_Stated goal_: Reproduce the full listing below unchanged, apart from the pictures.

_Dataset excerpt_:
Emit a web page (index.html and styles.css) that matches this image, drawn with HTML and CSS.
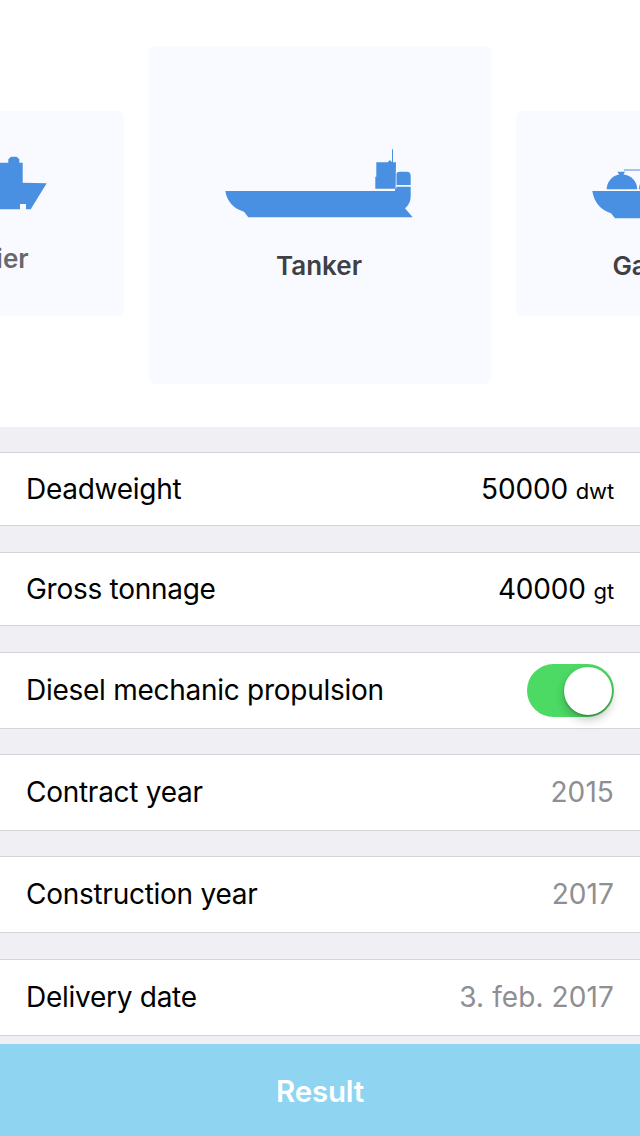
FILE: index.html
```html
<!DOCTYPE html>
<html lang="en">
<head>
<meta charset="utf-8">
<title>Ship calculator</title>
<link rel="stylesheet" href="styles.css">
</head>
<body>
<div class="screen">
  <section class="carousel">
    <div class="card card-prev">
      <svg class="ship" viewBox="0 0 200 75" aria-hidden="true">
        <path d="M5 46H140V25.700H155.300V22.300L158 19.700H163.700L166.300 22.300V25.700H169.700V45.700L193.700 46.300L177.700 72.300H173V67H167V72.300H40L30 62Z"/>
      </svg>
      <div class="card-label">Bulk carrier</div>
    </div>
    <div class="card card-active">
      <svg class="ship" viewBox="0 0 200 75" aria-hidden="true">
        <path d="M5.300 46H175V43.700H155.300V31.700H156.300V17.300H167.700L170 15L172 17.300V4.300H173V17.300H176L175.600 43.700H176.300V41.700H190.700V51.700Q190.500 59 185 63.300L192.700 72.300H28.300L24 66.700Q8 62 5.300 46Z"/>
        <path d="M176.500 40V29Q176.500 26.700 180 26.700H186.700Q190.700 26.700 190.700 31V40Z"/>
      </svg>
      <div class="card-label">Tanker</div>
    </div>
    <div class="card card-next">
      <svg class="ship" viewBox="0 0 200 75" aria-hidden="true">
        <path d="M5.300 46H190V73.300H28L24 68.300Q8 63 5.300 46Z"/>
        <path d="M19.700 44.300A15 15 0 0 1 32 29.600L30.500 26.800H38L36.500 29.600A15 15 0 0 1 50.300 44.300Z"/>
        <path d="M52 44.300A15 15 0 0 1 82 44.300Z"/>
        <rect x="37" y="24.500" width="60" height="1"/>
      </svg>
      <div class="card-label">Gas carrier</div>
    </div>
  </section>
  <main class="form">
    <div class="row row-short">
      <span class="row-label">Deadweight</span>
      <span class="row-value">50000 <small class="unit">dwt</small></span>
    </div>
    <div class="row row-short">
      <span class="row-label">Gross tonnage</span>
      <span class="row-value">40000 <small class="unit">gt</small></span>
    </div>
    <div class="row">
      <span class="row-label">Diesel mechanic propulsion</span>
      <span class="switch"><span class="switch-knob"></span></span>
    </div>
    <div class="row">
      <span class="row-label">Contract year</span>
      <span class="row-value muted">2015</span>
    </div>
    <div class="row row-spaced">
      <span class="row-label">Construction year</span>
      <span class="row-value muted">2017</span>
    </div>
    <div class="row">
      <span class="row-label">Delivery date</span>
      <span class="row-value muted">3. feb. 2017</span>
    </div>
  </main>
  <button class="result" type="button">Result</button>
</div>
</body>
</html>
```
FILE: styles.css
```css
* { box-sizing: border-box; }
html, body { margin: 0; padding: 0; }
body { font-family: Inter, "Liberation Sans", sans-serif; background: #efeff4; color: #000; }
.screen { width: 640px; height: 1136px; display: flex; flex-direction: column; overflow: hidden; }

.carousel {
  flex: 0 0 427px;
  background: #fff;
  display: flex;
  justify-content: center;
  gap: 25px;
  overflow: hidden;
  padding-top: 46px;
}
.card {
  flex: 0 0 342px;
  background: #f9faff;
  border-radius: 6px;
  display: flex;
  flex-direction: column;
  align-items: center;
}
.card-active { height: 338px; padding-top: 99px; }
.card-prev { height: 205px; margin-top: 65px; padding-top: 26px; }
.card-next { height: 205px; margin-top: 65px; padding-top: 34px; }
.ship { width: 200px; height: 75px; display: block; fill: #4a90e2; }
.card-label { font-size: 26px; line-height: 32px; font-weight: 600; color: #3e4045; margin-top: 30px; margin-left: -2px; white-space: nowrap; word-spacing: 8px; }
.card-prev .card-label { color: #66686c; margin-top: 31px; }

.form { flex: 1; padding-top: 25px; display: flex; flex-direction: column; gap: 25px; }
.row {
  height: 77px;
  background: #fff;
  border-top: 1px solid #d4d4d8;
  border-bottom: 1px solid #d4d4d8;
  padding: 0 26px 1px;
  display: flex;
  align-items: center;
  justify-content: space-between;
  font-size: 28px;
  letter-spacing: -0.27px;
  white-space: nowrap;
}
.row-short { height: 74px; margin-bottom: 1px; padding-bottom: 0; }
.row-spaced { margin-bottom: 1px; }
.row-value { color: #000; letter-spacing: -0.15px; }
.unit { font-size: 22px; }
.muted { color: #8e8e93; letter-spacing: 0.1px; }

.switch {
  position: relative;
  width: 87px;
  height: 53px;
  border-radius: 27px;
  background: #4cd964;
}
.switch-knob {
  position: absolute;
  top: 3px;
  right: 2px;
  width: 48px;
  height: 48px;
  border-radius: 50%;
  background: #fff;
  box-shadow: 0 5px 10px rgba(0, 0, 0, 0.22), 0 1px 2px rgba(0, 0, 0, 0.3);
}

.result {
  flex: 0 0 92px;
  border: 0;
  padding: 2px 0 0;
  background: #8fd4f0;
  color: #fff;
  font-family: inherit;
  font-size: 29.500px;
  font-weight: 600;
  letter-spacing: -0.2px;
}
```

_Finished exercise_:
Emit a web page (index.html and styles.css) that matches this image, drawn with HTML and CSS.
FILE: index.html
```html
<!DOCTYPE html>
<html lang="en">
<head>
<meta charset="utf-8">
<title>Ship calculator</title>
<link rel="stylesheet" href="styles.css">
</head>
<body>
<div class="screen">
  <section class="carousel">
    <div class="card card-prev">
      <svg class="ship" viewBox="0 0 200 75" aria-hidden="true">
        <path d="M5 46H140V25.700H155.300V22.300L158 19.700H163.700L166.300 22.300V25.700H169.700V45.700L193.700 46.300L177.700 72.300H173V67H167V72.300H40L30 62Z"/>
      </svg>
      <div class="card-label">Bulk carrier</div>
    </div>
    <div class="card card-active">
      <svg class="ship" viewBox="0 0 200 75" aria-hidden="true">
        <path d="M5.300 46H175V43.700H155.300V31.700H156.300V17.300H167.700L170 15L172 17.300V4.300H173V17.300H176L175.600 43.700H176.300V41.700H190.700V51.700Q190.500 59 185 63.300L192.700 72.300H28.300L24 66.700Q8 62 5.300 46Z"/>
        <path d="M176.500 40V29Q176.500 26.700 180 26.700H186.700Q190.700 26.700 190.700 31V40Z"/>
      </svg>
      <div class="card-label">Tanker</div>
    </div>
    <div class="card card-next">
      <svg class="ship" viewBox="0 0 200 75" aria-hidden="true">
        <path d="M5.300 46H190V73.300H28L24 68.300Q8 63 5.300 46Z"/>
        <path d="M19.700 44.300A15 15 0 0 1 32 29.600L30.500 26.800H38L36.500 29.600A15 15 0 0 1 50.300 44.300Z"/>
        <path d="M52 44.300A15 15 0 0 1 82 44.300Z"/>
        <rect x="37" y="24.500" width="60" height="1"/>
      </svg>
      <div class="card-label">Gas carrier</div>
    </div>
  </section>
  <main class="form">
    <div class="row row-short">
      <span class="row-label">Deadweight</span>
      <span class="row-value">50000 <small class="unit">dwt</small></span>
    </div>
    <div class="row row-short">
      <span class="row-label">Gross tonnage</span>
      <span class="row-value">40000 <small class="unit">gt</small></span>
    </div>
    <div class="row">
      <span class="row-label">Diesel mechanic propulsion</span>
      <span class="switch"><span class="switch-knob"></span></span>
    </div>
    <div class="row">
      <span class="row-label">Contract year</span>
      <span class="row-value muted">2015</span>
    </div>
    <div class="row row-spaced">
      <span class="row-label">Construction year</span>
      <span class="row-value muted">2017</span>
    </div>
    <div class="row">
      <span class="row-label">Delivery date</span>
      <span class="row-value muted">3. feb. 2017</span>
    </div>
  </main>
  <button class="result" type="button">Result</button>
</div>
</body>
</html>
```
FILE: styles.css
```css
* { box-sizing: border-box; }
html, body { margin: 0; padding: 0; }
body { font-family: Inter, "Liberation Sans", sans-serif; background: #efeff4; color: #000; }
.screen { width: 640px; height: 1136px; display: flex; flex-direction: column; overflow: hidden; }

.carousel {
  flex: 0 0 427px;
  background: #fff;
  display: flex;
  justify-content: center;
  gap: 25px;
  overflow: hidden;
  padding-top: 46px;
}
.card {
  flex: 0 0 342px;
  background: #f9faff;
  border-radius: 6px;
  display: flex;
  flex-direction: column;
  align-items: center;
}
.card-active { height: 338px; padding-top: 99px; }
.card-prev { height: 205px; margin-top: 65px; padding-top: 26px; }
.card-next { height: 205px; margin-top: 65px; padding-top: 34px; }
.ship { width: 200px; height: 75px; display: block; fill: #4a90e2; }
.card-label { font-size: 26px; line-height: 32px; font-weight: 600; color: #3e4045; margin-top: 30px; margin-left: -2px; white-space: nowrap; word-spacing: 8px; }
.card-prev .card-label { color: #66686c; margin-top: 31px; }

.form { flex: 1; padding-top: 25px; display: flex; flex-direction: column; gap: 25px; }
.row {
  height: 77px;
  background: #fff;
  border-top: 1px solid #d4d4d8;
  border-bottom: 1px solid #d4d4d8;
  padding: 0 26px 1px;
  display: flex;
  align-items: center;
  justify-content: space-between;
  font-size: 28px;
  letter-spacing: -0.27px;
  white-space: nowrap;
}
.row-short { height: 74px; margin-bottom: 1px; padding-bottom: 0; }
.row-spaced { margin-bottom: 1px; }
.row-value { color: #000; letter-spacing: -0.15px; }
.unit { font-size: 22px; }
.muted { color: #8e8e93; letter-spacing: 0.1px; }

.switch {
  position: relative;
  width: 87px;
  height: 53px;
  border-radius: 27px;
  background: #4cd964;
}
.switch-knob {
  position: absolute;
  top: 3px;
  right: 2px;
  width: 48px;
  height: 48px;
  border-radius: 50%;
  background: #fff;
  box-shadow: 0 5px 10px rgba(0, 0, 0, 0.22), 0 1px 2px rgba(0, 0, 0, 0.3);
}

.result {
  flex: 0 0 92px;
  border: 0;
  padding: 2px 0 0;
  background: #8fd4f0;
  color: #fff;
  font-family: inherit;
  font-size: 29.500px;
  font-weight: 600;
  letter-spacing: -0.2px;
}
```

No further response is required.